7. The measure determination method according to claim 6, further comprising:

optimizing the implementation ratio based on online convex optimization; and

calculating the reliability of the each measure based on an expert algorithm.

8. The measure determination method according to claim 6, further comprising:

optimizing the implementation ratio based on online convex optimization; and

calculating the reliability of the each measure based on a bandit algorithm.

9. A non-transitory computer readable information recording medium storing a measure determination program to be applied to a computer configured to determine a measure when an observed effect of the measure changes with time, when executed by a processor, the measure determination program performs a method for:

determining a measure with higher reliability;

observing an effect of the determined measure;

updating, based on the observed effect, a past implementation measure; and

updating, based on the updated implementation ratio, the reliability of the each measure.

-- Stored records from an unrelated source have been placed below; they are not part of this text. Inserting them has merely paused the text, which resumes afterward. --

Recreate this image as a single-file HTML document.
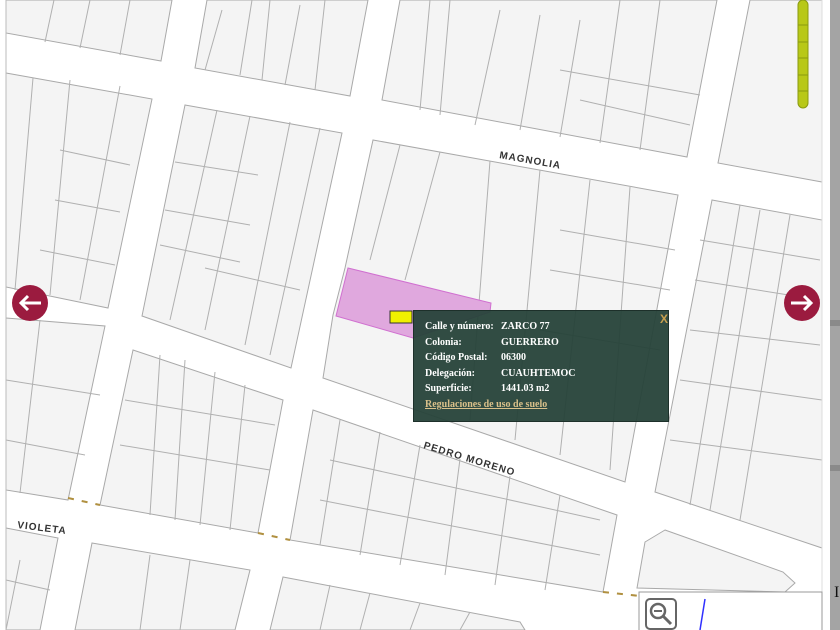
<!DOCTYPE html>
<html><head><meta charset="utf-8"><style>
html,body{margin:0;padding:0;width:840px;height:630px;overflow:hidden;background:#fff;}
#map{position:absolute;left:0;top:0;width:840px;height:630px;}
.pop{position:absolute;left:413px;top:310px;width:256px;height:112px;background:rgba(38,66,57,0.95);border:1px solid #1d302a;box-sizing:border-box;font-family:"Liberation Serif",serif;font-weight:bold;font-size:10px;color:#fff;}
.pop .r{position:absolute;left:11px;white-space:nowrap;}
.pop .v{position:absolute;left:87px;white-space:nowrap;}
.pop a{color:#d9c08a;text-decoration:underline;}
.x{position:absolute;left:246px;top:1px;color:#c8a050;font-size:12px;font-family:"Liberation Sans",sans-serif;font-weight:bold;}
</style></head><body>
<svg id="map" width="840" height="630" viewBox="0 0 840 630">
<rect x="0" y="0" width="840" height="630" fill="#fff"/>
<g fill="#f4f4f4" stroke="#a9a9a9" stroke-width="1">
<polygon points="6,0 172,0 161,61 6,33"/>
<polygon points="207,0 368,0 350,96 195,68"/>
<polygon points="400,0 717,0 687,157 382,100"/>
<polygon points="750,0 822,0 822,182 718,163"/>
<polygon points="6,73 152,99 108,308 6,287"/>
<polygon points="185,105 342,133 291,368 142,316"/>
<polygon points="373,140 678,195 625,482 323,378 333,315 345,268"/>
<polygon points="712,200 822,220 822,548 655,492"/>
<polygon points="6,318 105,326 68,500 6,490"/>
<polygon points="133,350 283,400 258,533 100,505"/>
<polygon points="313,410 617,515 603,592 290,540"/>
<polygon points="6,528 58,538 40,630 6,630"/>
<polygon points="92,543 250,570 235,630 75,630"/>
<polygon points="283,577 520,622 525,630 270,630"/>
<path d="M665,530 L783,572 L795,583 L785,592 L637,588 L645,542 Z"/>
</g>
<g fill="none" stroke="#b0b0b0" stroke-width="1">
<path d="M54,0 L45,42 M90,0 L80,48 M130,0 L120,55 M222,10 L205,70 M252,0 L240,75 M270,0 L262,80 M300,5 L285,85 M325,0 L315,90"/>
<path d="M430,0 L420,110 M450,0 L440,115 M500,10 L475,125 M540,15 L520,130 M580,20 L560,137 M620,0 L600,143 M660,0 L640,150 M560,70 L700,95 M580,100 L690,125"/>
<path d="M33,78 L15,290 M70,80 L50,295 M120,86 L80,300 M60,150 L130,165 M55,200 L120,212 M40,250 L115,265"/>
<path d="M217,110 L170,320 M250,116 L205,330 M290,122 L245,345 M320,128 L270,355 M175,162 L258,175 M165,210 L250,225 M160,245 L240,262 M205,268 L300,290"/>
<path d="M400,145 L370,260 M440,152 L405,280 M490,161 L470,420 M540,170 L515,440 M590,180 L560,455 M630,187 L610,470 M560,230 L675,250 M550,270 L670,290 M540,330 L660,350"/>
<path d="M740,205 L690,505 M760,210 L710,510 M790,215 L740,520 M700,240 L820,260 M695,280 L820,300 M690,330 L820,345 M680,380 L822,400 M670,440 L822,460"/>
<path d="M40,320 L20,493 M6,380 L100,395 M6,440 L85,455"/>
<path d="M160,355 L150,515 M185,360 L175,520 M215,372 L200,525 M245,385 L230,530 M125,400 L275,425 M120,445 L270,470"/>
<path d="M340,420 L320,545 M380,432 L360,555 M420,445 L400,565 M460,459 L445,575 M510,476 L495,585 M560,495 L545,590 M330,460 L600,520 M320,500 L600,555"/>
<path d="M20,560 L6,630 M6,580 L50,590 M150,555 L140,630 M190,560 L180,630 M330,585 L320,630 M370,593 L360,630 M420,603 L410,630 M470,612 L460,630"/>
</g>
<polygon points="348,268 491,303 490,312 413,338 336,316" fill="#e0a8de" stroke="#d070d0" stroke-width="1"/>
<line x1="6" y1="0" x2="6" y2="630" stroke="#bbb" stroke-width="1"/>
<line x1="822" y1="0" x2="822" y2="630" stroke="#ddd" stroke-width="1"/>
<rect x="830" y="0" width="10" height="630" fill="#a4a4a4"/>
<rect x="830" y="320" width="10" height="6" fill="#8a8a8a"/>
<rect x="830" y="465" width="10" height="6" fill="#8a8a8a"/>
<rect x="828" y="0" width="2" height="630" fill="#fff"/>
<g stroke="#b09040" stroke-width="2" stroke-dasharray="6,8">
<line x1="68" y1="498" x2="100" y2="505"/>
<line x1="258" y1="533" x2="290" y2="540"/>
<line x1="603" y1="592" x2="640" y2="596"/>
</g>
<rect x="798" y="0" width="10" height="108" rx="5" fill="#b8c818" stroke="#8a9a10" stroke-width="1"/>
<g stroke="#8a9a10" stroke-width="1"><line x1="798" y1="25" x2="808" y2="25"/><line x1="798" y1="42" x2="808" y2="42"/><line x1="798" y1="58" x2="808" y2="58"/><line x1="798" y1="75" x2="808" y2="75"/><line x1="798" y1="91" x2="808" y2="91"/></g>
<g font-family="Liberation Sans, sans-serif" font-weight="bold" font-size="10" fill="#333" letter-spacing="1">
<text transform="translate(499,158) rotate(10)">MAGNOLIA</text>
<text transform="translate(423,448) rotate(17)">PEDRO MORENO</text>
<text transform="translate(17,528) rotate(7)">VIOLETA</text>
</g>
<circle cx="30" cy="303" r="18" fill="#9b1b3f"/>
<path d="M41,303 H21 M28,296 L21,303 L28,310" stroke="#fff" stroke-width="3" fill="none"/>
<circle cx="802" cy="303" r="18" fill="#9b1b3f"/>
<path d="M791,303 H811 M804,296 L811,303 L804,310" stroke="#fff" stroke-width="3" fill="none"/>
<rect x="390" y="311" width="22" height="12" fill="#f0f000" stroke="#333" stroke-width="1"/>
<rect x="639" y="592" width="183" height="40" fill="#fff" stroke="#999" stroke-width="1"/>
<rect x="646" y="599" width="30" height="30" rx="4" fill="#fff" stroke="#666" stroke-width="2"/>
<circle cx="658" cy="611" r="7" fill="none" stroke="#666" stroke-width="2.5"/>
<line x1="654" y1="611" x2="662" y2="611" stroke="#666" stroke-width="2"/>
<line x1="663" y1="616" x2="671" y2="624" stroke="#666" stroke-width="3"/>
<line x1="705" y1="599" x2="700" y2="630" stroke="#3030ff" stroke-width="1.5"/>
<text x="834" y="597" font-family="Liberation Serif, serif" font-size="16" fill="#111">I</text>
</svg>
<div class="pop">
<span class="x">X</span>
<span class="r" style="top:10px">Calle y número:</span><span class="v" style="top:10px">ZARCO 77</span>
<span class="r" style="top:26px">Colonia:</span><span class="v" style="top:26px">GUERRERO</span>
<span class="r" style="top:41px">Código Postal:</span><span class="v" style="top:41px">06300</span>
<span class="r" style="top:57px">Delegación:</span><span class="v" style="top:57px">CUAUHTEMOC</span>
<span class="r" style="top:72px">Superficie:</span><span class="v" style="top:72px">1441.03 m2</span>
<span class="r" style="top:88px"><a>Regulaciones de uso de suelo</a></span>
</div>
</body></html>
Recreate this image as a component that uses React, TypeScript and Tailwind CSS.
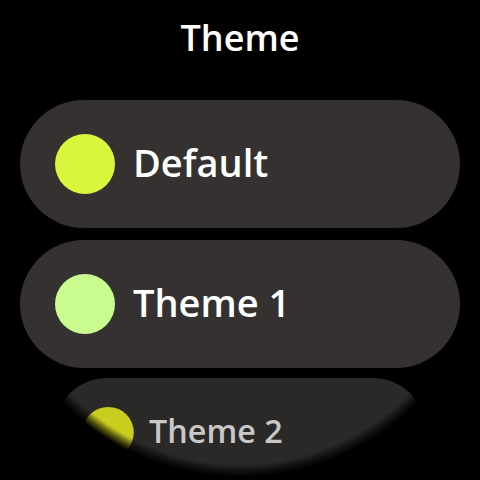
import React from "react";

type ThemeItem = {
  name: string;
  swatch: string;
};

const items: ThemeItem[] = [
  { name: "Default", swatch: "bg-[#d9f63c]" },
  { name: "Theme 1", swatch: "bg-[#c9fb8f]" },
];

function ThemeChip({ item }: { item: ThemeItem }) {
  return (
    <div className="mx-[20px] flex h-[128px] shrink-0 items-center gap-[18px] rounded-full bg-[#343130] pl-[35px]">
      <div className={`h-[60px] w-[60px] shrink-0 rounded-full ${item.swatch}`} />
      <span className="-mt-[4px] text-[38px] font-semibold leading-none text-white">{item.name}</span>
    </div>
  );
}

export default function App() {
  return (
    <div
      className="relative h-[480px] w-[480px] overflow-hidden bg-black"
      style={{ fontFamily: '"Open Sans", Roboto, sans-serif' }}
    >
      <div className="flex h-full flex-col">
        <h1 className="mt-[20px] text-center text-[36px] font-semibold leading-none text-white">Theme</h1>

        <div className="mt-[44px] flex flex-col gap-[12px]">
          {items.map((item) => (
            <ThemeChip key={item.name} item={item} />
          ))}

          {/* partly scrolled-off chip, shrunk toward the round edge */}
          <div className="-mt-[2px] mx-[20px] flex h-[128px] shrink-0 origin-top scale-[0.85] items-center gap-[18px] rounded-full bg-[#2b2928] pl-[35px]">
            <div className="h-[60px] w-[60px] shrink-0 rounded-full bg-[#c9cd1e]" />
            <span className="-mt-[4px] text-[38px] font-semibold leading-none text-[#c8c8c8]">Theme 2</span>
          </div>
        </div>
      </div>

      {/* round watch face mask */}
      <div className="pointer-events-none absolute inset-0 bg-[radial-gradient(circle_at_240px_226px,transparent_238px,rgba(0,0,0,0.6)_245px,black_251px)]" />
    </div>
  );
}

10. The non-transitory computer readable information recording medium according to claim 9, further comprising:

optimizing the implementation ratio based on online convex optimization; and

calculating the reliability of the each measure based on an expert algorithm.

11. The non-transitory computer readable information recording medium according to claim 9, further comprising:

optimizing the implementation ratio based on online convex optimization; and

calculating the reliability of the each measure based on a bandit algorithm.